Standing requires a plaintiff to show that they will be harmed, in a particular way that is not speculative. We preempt the Defendants’ standing defense by having a class of plaintiffs that are candidates for the Presidency, including independent candidates that will be a part of the general election. Any candidate running in this election will be less likely to win if Obama appears on the ballot. This harm is not speculative, it is certain. It is the harm of lowering a candidate’s chance of winning. The speculative nature of the candidate winning an election is irrelevant to this argument. Courts cannot simply conclude that a candidate has no chance of winning without throwing out the entire purpose of holding democratic elections. In other words, standing does not require that a plaintiff be in exactly the same position as a defendant. All they must show is harm that is particular to them and is not speculative. We have overcome this initial hurdle.

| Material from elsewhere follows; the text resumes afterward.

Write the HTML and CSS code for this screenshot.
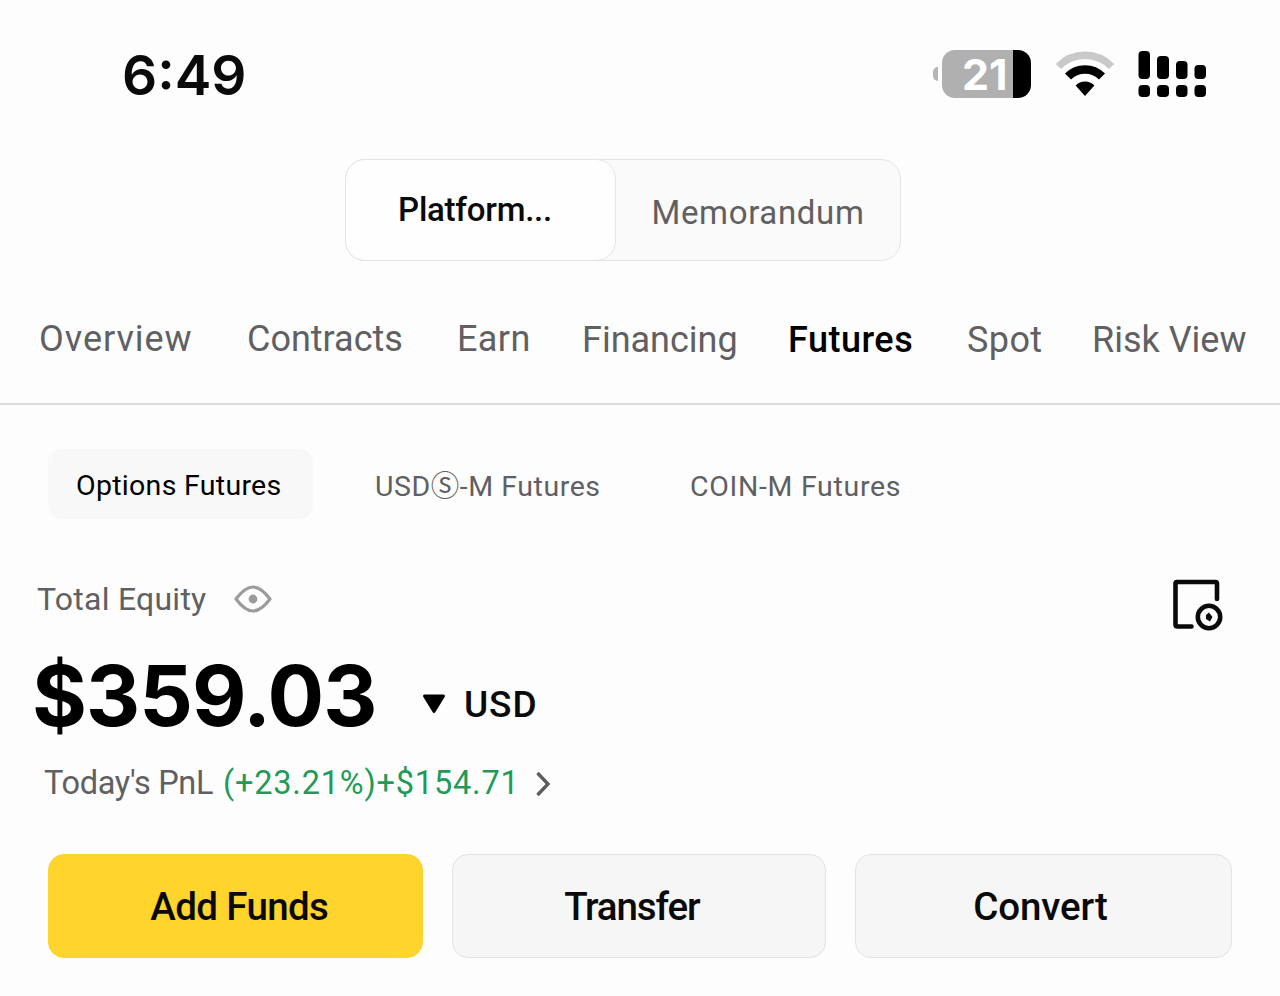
FILE: index.html
```html
<!DOCTYPE html>
<html lang="en">
<head>
  <meta charset="UTF-8" />
  <meta name="viewport" content="width=device-width, initial-scale=1.0"/>
  <title>Futures | Assets</title>
  <link rel="stylesheet" href="styles.css">
</head>

<body>
  <div class="status-bar">
    <span class="clock">6:49</span>
    <div class="status-icons">
      <div class="battery">
        <span class="battery-cap"></span>
        <span class="battery-body">21</span>
      </div>
      <svg class="wifi" width="60" height="48" viewBox="0 0 60 48">
        <path d="M3.5 16.5 A37 37 0 0 1 56.5 16.5" fill="none" stroke="#c9c9c9" stroke-width="7.5"/>
        <path d="M13 26.5 A24 24 0 0 1 47 26.5" fill="none" stroke="#000" stroke-width="8.5"/>
        <path d="M30 46 L20.6 35.5 A13 13 0 0 1 39.4 35.5 Z" fill="#000"/>
      </svg>
      <svg class="signal" width="69" height="48" viewBox="0 0 69 48">
        <rect x="0.500" y="1" width="11.500" height="28" rx="4"/>
        <rect x="19" y="6" width="12" height="23" rx="4"/>
        <rect x="38" y="11" width="11.500" height="18" rx="4"/>
        <rect x="56.500" y="15" width="11.500" height="14" rx="4"/>
        <rect x="0.500" y="35" width="11.500" height="12" rx="4"/>
        <rect x="19" y="35" width="12" height="12" rx="4"/>
        <rect x="38" y="35" width="11.500" height="12" rx="4"/>
        <rect x="56.500" y="35" width="11.500" height="12" rx="4"/>
      </svg>
    </div>
  </div>

  <div class="switcher">
    <button class="switch-btn active">Platform...</button>
    <button class="switch-btn memo">Memorandum</button>
  </div>

  <nav class="tabs">
    <a class="overview">Overview</a>
    <a class="contracts">Contracts</a>
    <a class="earn">Earn</a>
    <a class="financing">Financing</a>
    <a class="active">Futures</a>
    <a class="spot">Spot</a>
    <a class="risk">Risk View</a>
  </nav>

  <main>
    <div class="sub-tabs">
      <span class="chip active">Options Futures</span>
      <span class="chip usds">USD<span class="circled">Ⓢ</span>-M Futures</span>
      <span class="chip coin">COIN-M Futures</span>
    </div>

    <section class="equity">
      <div class="equity-head">
        <span class="equity-label">Total Equity</span>
        <svg class="eye" width="40" height="28" viewBox="0 0 40 28" fill="none">
          <path d="M3 14 Q12 2 20 2 Q28 2 37 14 Q28 26 20 26 Q12 26 3 14 Z" stroke="#9b9b9b" stroke-width="3.2" stroke-linejoin="round"/>
          <circle cx="20" cy="14" r="4.400" fill="#9b9b9b"/>
        </svg>
        <svg class="history" width="52" height="52" viewBox="0 0 52 52" fill="none" stroke="#0a0a0a">
          <path d="M46 20 V4.500 Q46 3 44.500 3 H6 Q4.500 3 4.500 4.500 V45.500 Q4.500 47.500 6.500 47.500 H20.500" stroke-width="4.600" stroke-linecap="round"/>
          <circle cx="38" cy="38" r="11.200" stroke-width="4.600"/>
          <path d="M38 33.500 L41.500 38 L39 42.500 L35 40 L35 36 Z" fill="#0a0a0a" stroke="none"/>
        </svg>
      </div>
      <div class="balance">
        <span class="amount">$359.03</span>
        <svg class="caret" width="26" height="22" viewBox="0 0 26 22">
          <path d="M3.500 3 H22.500 L13 18.500 Z" fill="#000" stroke="#000" stroke-width="3" stroke-linejoin="round"/>
        </svg>
        <span class="currency">USD</span>
      </div>
      <div class="pnl">
        <span class="pnl-label">Today's PnL</span>
        <span class="pnl-value">(+23.21%)+$154.71</span>
        <svg class="chevron" width="16" height="26" viewBox="0 0 16 26">
          <path d="M2.500 2 L13 13 L2.500 24" fill="none" stroke="#5c5c5e" stroke-width="3.400"/>
        </svg>
      </div>
    </section>

    <div class="actions">
      <button class="action-btn primary">Add Funds</button>
      <button class="action-btn transfer">Transfer</button>
      <button class="action-btn convert">Convert</button>
    </div>
  </main>
</body>
</html>
```
FILE: styles.css
```css
* {
  margin: 0;
  padding: 0;
  box-sizing: border-box;
}

body {
  width: 1280px;
  height: 996px;
  background: #fdfdfd;
  color: #0a0a0a;
  font-family: Roboto, "Liberation Sans", sans-serif;
  overflow: hidden;
}

svg {
  display: block;
  flex: none;
}

button {
  font-family: inherit;
  color: inherit;
  cursor: pointer;
}

.status-bar {
  display: flex;
  justify-content: space-between;
  height: 159px;
  padding: 50px 73px 0 122px;
}

.clock {
  font-family: Inter, "Liberation Sans", sans-serif;
  font-size: 55px;
  font-weight: 600;
  line-height: 50px;
}

.status-icons {
  display: flex;
  height: 48px;
}

.battery {
  display: flex;
  align-items: center;
}

.battery-cap {
  width: 5px;
  height: 14px;
  margin-right: 4px;
  border-radius: 5px 0 0 5px;
  background: #b5b5b5;
}

.battery-body {
  width: 89px;
  height: 48px;
  padding-left: 20px;
  border-radius: 13px;
  background: linear-gradient(to right, #b0b0b0 71px, #000 71px);
  color: #fff;
  font-family: Inter, "Liberation Sans", sans-serif;
  font-size: 43px;
  font-weight: 700;
  line-height: 48px;
}

.wifi {
  margin-left: 24px;
}

.signal {
  margin-left: 23px;
}

.switcher {
  display: flex;
  width: 556px;
  height: 102px;
  margin-left: 345px;
  border: 1.500px solid #e4e4e4;
  border-radius: 20px;
  background: #fafafa;
}

.switch-btn {
  border: none;
  background: none;
  font-size: 33px;
  line-height: 40px;
}

.switch-btn.active {
  width: 271px;
  margin: -1px 0 -1px -1px;
  padding-right: 11px;
  border: 1.500px solid #e4e4e4;
  border-radius: 20px;
  background: #fefefe;
  font-weight: 500;
  letter-spacing: -0.25px;
}

.switch-btn.memo {
  flex: 1;
  padding-top: 5px;
  color: #606062;
  letter-spacing: 0.65px;
}

.tabs {
  display: grid;
  grid-template-columns: 208px 210px 125px 206px 179px 125px 1fr;
  height: 144px;
  padding: 55px 0 0 39px;
  border-bottom: 2px solid #dcdcdc;
  color: #606062;
  font-size: 36px;
  line-height: 46px;
  white-space: nowrap;
}

.tabs .overview {
  letter-spacing: 0.95px;
}

.tabs .earn,
.tabs .spot {
  letter-spacing: 0.4px;
}

.tabs .financing,
.tabs .active,
.tabs .spot,
.tabs .risk {
  padding-top: 1px;
}

.tabs .active {
  color: #000;
  font-weight: 500;
  letter-spacing: 0.5px;
}

.sub-tabs {
  display: flex;
  height: 70px;
  margin: 44px 0 0 48px;
  color: #606062;
  font-size: 28.500px;
  line-height: 76px;
  white-space: nowrap;
}

.chip.active {
  width: 265px;
  padding-left: 28px;
  border-radius: 14px;
  background: #f8f8f8;
  color: #000;
  line-height: 74px;
  letter-spacing: 0.3px;
}

.chip.usds {
  width: 315px;
  margin-left: 62px;
  letter-spacing: 0.55px;
}

.chip.coin {
  letter-spacing: 0.7px;
}

.circled {
  font-family: "Noto Sans CJK JP", sans-serif;
  line-height: 1;
}

.equity {
  padding-left: 37px;
}

.equity-head {
  display: flex;
  height: 54px;
  margin-top: 60px;
}

.equity-label {
  width: 196px;
  color: #606062;
  font-size: 32px;
  line-height: 40px;
  letter-spacing: 0.25px;
}

.eye {
  margin-top: 6px;
}

.history {
  margin-left: 898px;
}

.balance {
  display: flex;
  height: 127px;
}

.amount {
  width: 389px;
  margin-left: -5px;
  font-family: Inter, "Liberation Sans", sans-serif;
  font-size: 84px;
  font-weight: 700;
  line-height: 126px;
  letter-spacing: -1px;
  color: #000;
}

.caret {
  margin-top: 60px;
}

.currency {
  margin-left: 17px;
  font-size: 37px;
  font-weight: 500;
  line-height: 143px;
  letter-spacing: 0.9px;
}

.pnl {
  display: flex;
  height: 94px;
  padding-left: 7px;
  color: #606062;
  font-size: 32.500px;
  line-height: 47px;
}

.pnl-label {
  width: 179px;
  letter-spacing: -0.35px;
}

.pnl-value {
  width: 312px;
  color: #1f9a57;
  letter-spacing: 0.8px;
}

.chevron {
  margin-top: 11px;
}

.actions {
  display: grid;
  grid-template-columns: 374.500px 374.500px 377px;
  gap: 29px;
  padding-left: 48px;
}

.action-btn {
  height: 103.500px;
  padding-top: 2px;
  border: 1.500px solid #e3e3e3;
  border-radius: 16px;
  background: #f6f6f6;
  font-size: 38.500px;
  font-weight: 500;
}

.action-btn.primary {
  padding-left: 8px;
  border-color: #fdd42a;
  background: #fed42d;
  letter-spacing: -0.65px;
}

.action-btn.transfer {
  padding-right: 14px;
  letter-spacing: -1.15px;
}

.action-btn.convert {
  padding-right: 6px;
  letter-spacing: -0.1px;
}
```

Irion has responded to Taitz’s criticism via a letter which states, in part:

I was frustrated to read Orly Taitz’s blog criticizing our Class Action against the Democratic Party. I applaud all efforts to get to the truth of this issue and would never publicly discourage anyone working toward the same goals, as she did. It is highly counterproductive for those seeking the same outcome to disagree publicly over details, however I must correct the misrepresentations she made regarding our action and our Plaintiffs. Orly’s message reflects that she did not read the complaints that we filed. Her message reflects her assumptions as opposed to what we are actually doing…

As a newspaper and not a blog, The Post & Email takes no position on the legal questions and analyses provided by each attorney on this matter.  Rather, we present the facts as they appear and continue to seek the truth about Obama’s background, constitutional eligibility, and whether or not he has committed treason against the United States of America.